La Chine, bientôt au sommet

Par Roxana Azimi · Le Journal des Arts

Le 28 mars 2011 - 537 mots

La pilule est difficile à avaler pour les Britanniques. D’après le rapport d’Arts Economics commandé par Tefaf, la Grande-Bretagne est rétrogradée en troisième position dans le palmarès des grands centres du marché de l’art, devancée pour la première fois par la Chine, qui détient 23 % de part de marché.

Après avoir éjecté la France du podium en 2007, l’empire du Milieu continue à grimper les échelons jusqu’à tutoyer désormais l’Amérique.
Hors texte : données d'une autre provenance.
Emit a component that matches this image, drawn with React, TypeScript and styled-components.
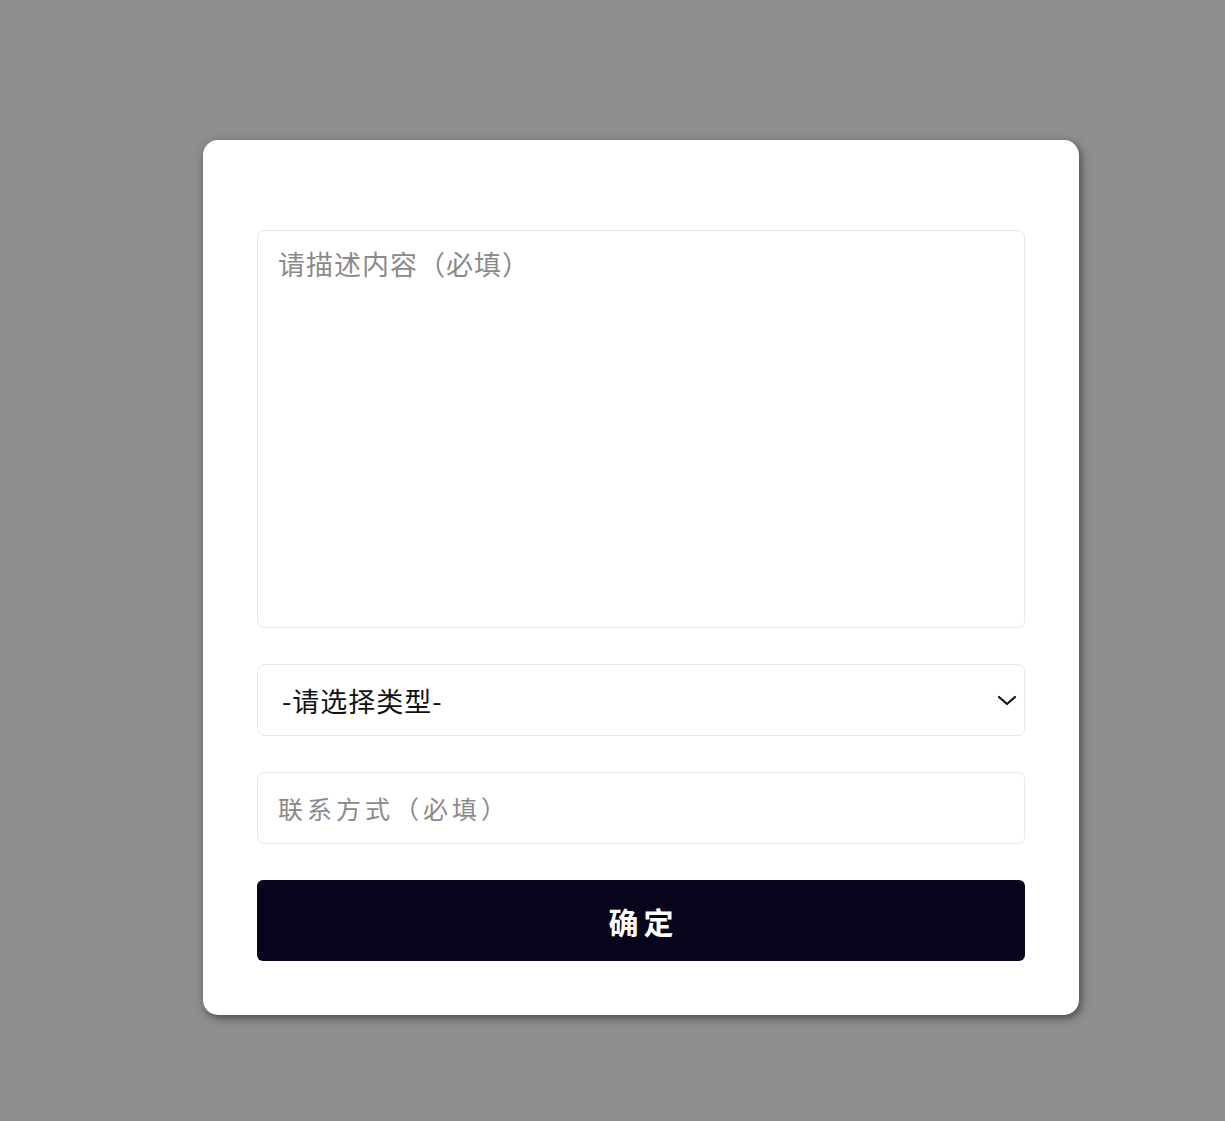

D’après le rapport, ces deux pays ont d’ailleurs connu la meilleure résilience en 2010. Le marché chinois a ainsi doublé de valeur depuis 2009. Il faut dire que ce continent a aussi vu le nombre de grandes fortunes progresser de 31 % durant la même période, la Chine étant au quatrième rang en termes de population à fort potentiel économique. Comme partout, le pays a connu une contraction du volume d’objets vendus, mais une hausse importante des prix. Ainsi en art contemporain, le nombre de lots vendus a-t-il chuté de 47 % en 2010, mais les prix ont simultanément progressé de 121 %. Il est d’ailleurs probable que la vente de la collection Ullens, le 3 avril à Hongkong, provoquera une nouvelle poussée des prix, d’autant plus que la dispersion comporte cinq tableaux ayant figuré dans l’exposition séminale « China, avant-garde » de février 1989. D’après Artprice, le top 10 des artistes mondiaux recensés par produit de vente annuel récompense quatre Chinois contre un seul en 2009. Plus impressionnante, la jeune garde s’impose dans le top 10 des artistes contemporains, où elle décroche six places contre trois pour les Américains. Il faudra dorénavant compter avec des noms comme Zeng Fanzhi, Chen Yifei ou Zhang Xiaogang, de la même manière qu’on a assimilé Jeff Koons ou Richard Prince.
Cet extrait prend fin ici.